2001年11月22日中午,突然接《羊城晚报》记着的电话,说有一小孩头颈部患了一个大瘤子,被几家医院拒绝治疗,早晨来到报社求救。他要医生注意下午的晚报,并希望复大医院救助这位可怜的小孩。下午3时,《羊城晚报》第一版发表了一篇文章:“谁愿为铭仔切除巨瘤?”文章讲到一对来自广东怀集县的年轻夫妇带着他们的孩子—一个下颌长了巨大肿瘤的6岁小男孩,来到广州《羊城晚报》编辑部,诉说的一年来的不幸遭遇。

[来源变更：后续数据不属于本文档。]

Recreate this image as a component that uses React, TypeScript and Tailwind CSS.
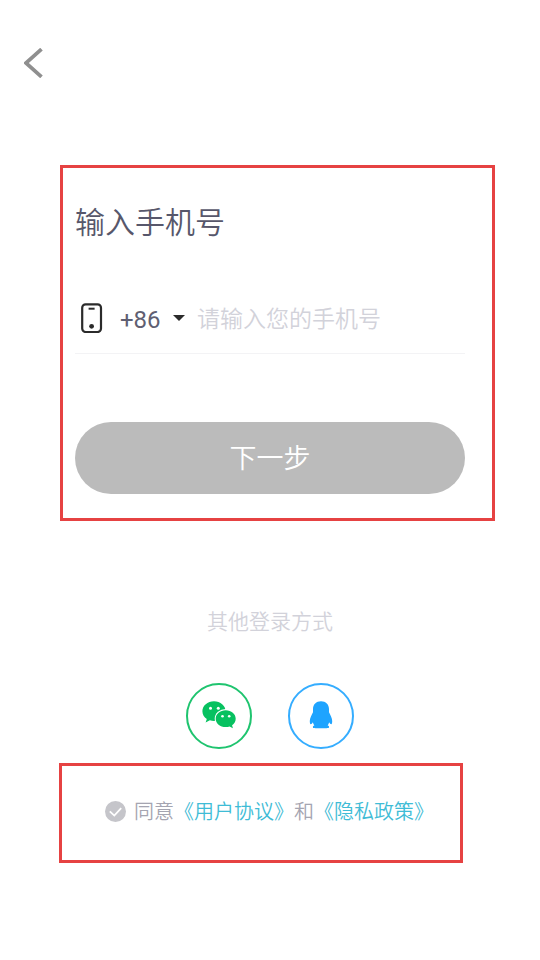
import type { ReactNode } from "react";

function BackIcon() {
  return (
    <svg viewBox="0 0 20 30" className="w-5 h-[30px]" fill="none" stroke="#8f8f8f" strokeWidth="3.8">
      <path d="M17.500 1.200 1.900 15 17.500 28.800" />
    </svg>
  );
}

function PhoneIcon() {
  return (
    <svg viewBox="0 0 22 30" className="w-[22px] h-[30px] shrink-0" fill="none" stroke="#2b2b2b">
      <rect x="1.200" y="1.400" width="18.800" height="27.600" rx="3.400" strokeWidth="2.200" />
      <path d="M7.600 5.700h6" strokeWidth="2" />
      <circle cx="10.600" cy="23.300" r="2.400" fill="#2b2b2b" stroke="none" />
    </svg>
  );
}

function WechatIcon() {
  return (
    <svg viewBox="0 0 34 28" className="w-[34px] h-7">
      <path
        fill="#07c160"
        d="M12 .2C5.600.2.400 4.600.4 10.200c0 3.200 1.700 6 4.400 7.800l-1.200 3.400 4.300-2.100c1.300.4 2.700.6 4.100.6 6.400 0 11.600-4.200 11.600-9.700S18.400.2 12 .2z"
      />
      <ellipse cx="23.700" cy="17.700" rx="11" ry="9.700" fill="#fff" />
      <path
        fill="#07c160"
        d="M23.700 9.300c-5.600 0-10 3.700-10 8.400s4.400 8.400 10 8.400c1.400 0 2.700-.2 3.900-.6l3.300 1.800-.8-3c2.200-1.600 3.600-3.900 3.600-6.600 0-4.700-4.400-8.400-10-8.400z"
      />
      <g fill="#fff">
        <circle cx="8.500" cy="7.200" r="1.500" />
        <circle cx="16.300" cy="7.200" r="1.500" />
        <circle cx="20.500" cy="15.200" r="1.300" />
        <circle cx="27.200" cy="15.200" r="1.300" />
      </g>
    </svg>
  );
}

function QqIcon() {
  return (
    <svg viewBox="0 0 24 28" className="w-6 h-7" fill="#1ea4ff">
      <path d="M12 .2C7.200.2 4 3.500 4 8v3.200C2.800 13.500.8 17.200.8 20c0 1.700.3 3.200.9 3.200.7 0 1.500-.8 2.200-2 .4 1.500.700 2.200 1.500 3.100-1.100.5-1.500 1.200-1.500 1.800 0 .8.700 1.200 2.700 1.200h10.800c2 0 2.700-.4 2.700-1.200 0-.6-.4-1.300-1.500-1.800.8-.9 1.100-1.600 1.500-3.100.7 1.200 1.500 2 2.200 2 .6 0 .9-1.500.9-3.200 0-2.800-2-6.500-3.200-8.800V8C20 3.500 16.800.2 12 .2z" />
    </svg>
  );
}

function SocialButton({ label, color, children }: { label: string; color: string; children: ReactNode }) {
  return (
    <button
      type="button"
      aria-label={label}
      className={`flex items-center justify-center size-[66px] rounded-full border-2 pb-[3px] ${color}`}
    >
      {children}
    </button>
  );
}

export default function App() {
  return (
    <div className="min-h-screen bg-white pb-24 font-[350] font-['Noto_Sans_CJK_SC',sans-serif]">
      <header className="flex px-6 pt-12">
        <button type="button" aria-label="返回">
          <BackIcon />
        </button>
      </header>

      <main>
        {/* Phone form */}
        <form className="mt-[87px] ml-[60px] mr-[45px] border-3 border-[#e64242] pt-8 pr-[27px] pb-6 pl-3">
          <h1 className="text-[30px] leading-10 text-[#57576b]">输入手机号</h1>

          <div className="mt-[43px] flex h-[71px] items-center border-b border-[#f3f3f5] pl-[6px]">
            <PhoneIcon />
            <div className="relative ml-[17px] w-[65px] shrink-0">
              <select
                aria-label="国家区号"
                className="block w-full appearance-none bg-transparent pt-[3px] text-[24px] leading-8 font-normal font-['Roboto',sans-serif] text-[#5f5f72]"
              >
                <option>+86</option>
              </select>
              <svg viewBox="0 0 12 6" className="pointer-events-none absolute right-0 top-[14px] w-3 h-[6px]" fill="#2b2b2b">
                <path d="M0 0h12L6 6z" />
              </svg>
            </div>
            <input
              type="tel"
              aria-label="手机号"
              placeholder="请输入您的手机号"
              className="ml-3 h-10 min-w-0 flex-1 bg-transparent pb-[2px] text-[23px] text-[#57576b] outline-none placeholder:text-[#d2d2da]"
            />
          </div>

          <button type="button" className="mt-[68px] h-[72px] w-full rounded-full bg-[#bbbbbb] pb-[2px] text-[27px] text-white">
            下一步
          </button>
        </form>

        {/* Other ways to sign in */}
        <section className="mt-[84px]">
          <h2 className="text-center text-[21px] leading-[30px] text-[#d2d2da]">其他登录方式</h2>
          <div className="mt-12 flex justify-center gap-9">
            <SocialButton label="微信登录" color="border-[#1fc46f]">
              <WechatIcon />
            </SocialButton>
            <SocialButton label="QQ登录" color="border-[#35adff]">
              <QqIcon />
            </SocialButton>
          </div>
        </section>

        {/* Agreement */}
        <div className="mt-[14px] ml-[59px] mr-[77px] flex items-center border-3 border-[#e64242] pt-[29px] pb-[33px] pl-[43px] text-[20px] leading-8 text-[#a5a5b1]">
          <span className="relative mr-2 flex shrink-0">
            <input
              id="agree"
              type="checkbox"
              defaultChecked
              className="size-[21px] appearance-none rounded-full bg-[#c5c5ca]"
            />
            <svg
              viewBox="0 0 21 21"
              className="pointer-events-none absolute inset-0"
              fill="none"
              stroke="#fff"
              strokeWidth="1.8"
            >
              <path d="M4.800 10.400 9.300 14.600 16.200 7.200" />
            </svg>
          </span>
          <p className="whitespace-nowrap">
            <label htmlFor="agree">同意</label>
            <a href="#terms" className="text-[#3fbcd6]">《用户协议》</a>
            和
            <a href="#privacy" className="text-[#3fbcd6]">《隐私政策》</a>
          </p>
        </div>
      </main>
    </div>
  );
}
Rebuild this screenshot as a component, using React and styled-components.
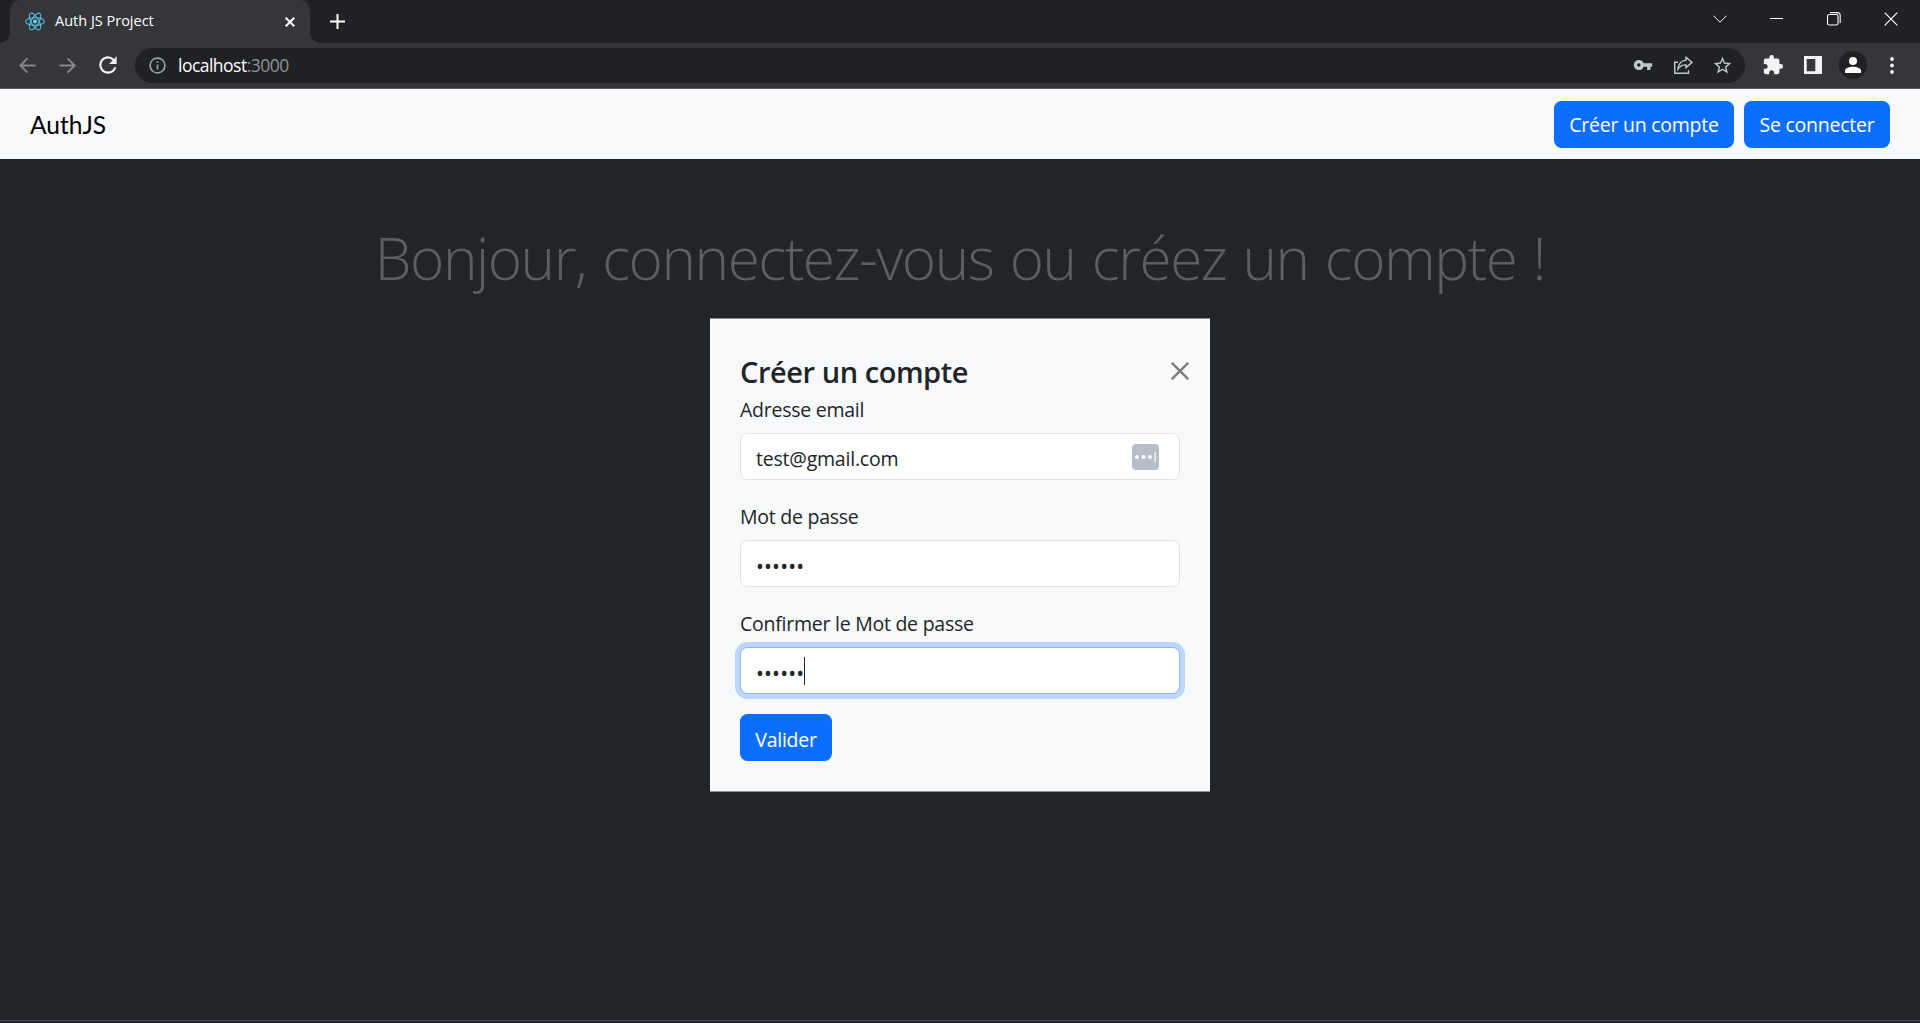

年方26岁的陈培文是怀集县泰来镇东区二度村人。1995年,他与广西的黄金娟自由恋爱结婚,翌年生下一子陈植铭。一年多前,铭仔下巴长了一个小瘤,先白果大,一个月后长得象鹌鹑蛋一样大,不痛不养。只有小学文化的父母听信一些村民的流言,认为是触犯了神灵,到处求神问卦,几个月过去了,瘤子不仅不缩小,反而长至鸡蛋般大。夫妇俩感到事态严重,带着铭仔来到广州求医。正当他们为到哪家医院诊治而到处打听时,两名“热心”的中年男女出现在他们面前。“好心人”绘声绘色地劝告陈培文去广州某门诊部找某“著名专家”用中药治疗。“专家”为铭仔开了3000元的草药。但是,草药吃完了,铭仔的瘤子却疯长,两个月后,瘤子己成长和铭仔的头部一般大小。这时,这对老实巴结的夫妇才知上了“医托”的当,只好带着铭仔来到广州大医院求治。大医院的医生认为是血管瘤,建议开刀切除,费用要五、六万元。但他们己为铭仔治病花费了所有积蓄,并欠下近万元债务,再己无法为铭仔治病了。
当天下午4时见到晚报,在羊城晚报记者刘小姐陪同下,医院派出医务部主任和护士,驱车300公里,半夜到达位于广东西部的怀集,将铭仔接来住院。
见了铭仔,医生吓了一跳:铭仔的肿瘤是从颈前部长出来的。拍X线和CT,发现肿瘤内有牙齿,穿刺发现肿瘤内有皮肤,找到恶性细胞。这是一种恶性畸胎瘤,是一种起源了迷走性胚胎组织的肿瘤,人群中发生率仅十万分之一,可见于身体各个部位,但像铭仔这样长在头部而且长得比头还大的极少见。这种比癌还要恶性的肿瘤,己将铭仔的牙床和口腔底结构破坏。铭仔上下颌的牙齿己无法合拢,而且下颌牙齿己越来越松,牙缝越来越疏,嘴仅能张开2公分,以致每天进食非常困难,每餐仅食稀粥,吃半碗稀饭要花上一个小时。营养不足使得铭仔体重从原来38斤下降到30斤。患儿面色苍白,表情呆滞,每天呆在房子里,既不愿意玩,也不愿意说话。
面对这样一个病人,开始时医生束手无策。《羊城晚报》却每天跟踪报道,给医院的压力可想而知。本院大会诊,全市大会诊,跟外地专家电话会诊,一致认为:第一,虽然手术切除是惟一的根治方法,但铭仔肿瘤太大,己侵犯整个口腔底部,如果切除,术中出血量将会超过3000毫升,而铭仔全身血液不超过800毫升;第二,手术需要插管麻醉,肿瘤在颌下颈部,不能气管切开,鼻口腔插管也很困难,如何麻醉?第三,肿瘤本身是恶性,预期生命不超过1年,即使手术成功,可能也难以长期生存,因此,手术的实际价值可能不大;第四,肿瘤性质是肉瘤,对化疗不会敏感,而且患者的全身情况可能也难以耐受化疗。
怎么办?拣了一个烫手的山芋!诺贝尔奖金获得者杨振宁说过:科学解决不了的问题找哲学,哲学解决不了的问题找“上帝”。既然常规治疗不行,只能采用非常规的手段。医生分析了肿瘤的主次矛盾,决定抓住主要矛盾,首先阻断肿瘤的血液供应,断其“粮草”,“饿死”瘤细胞。12月4日,铭仔接受了介入治疗。介入医生先将油性栓塞剂和抗癌药注入肿瘤血管内,再将明胶海绵和不锈钢圈分别注入支配肿瘤的两根颈外动脉分支,将血流阻断。治疗初战告捷。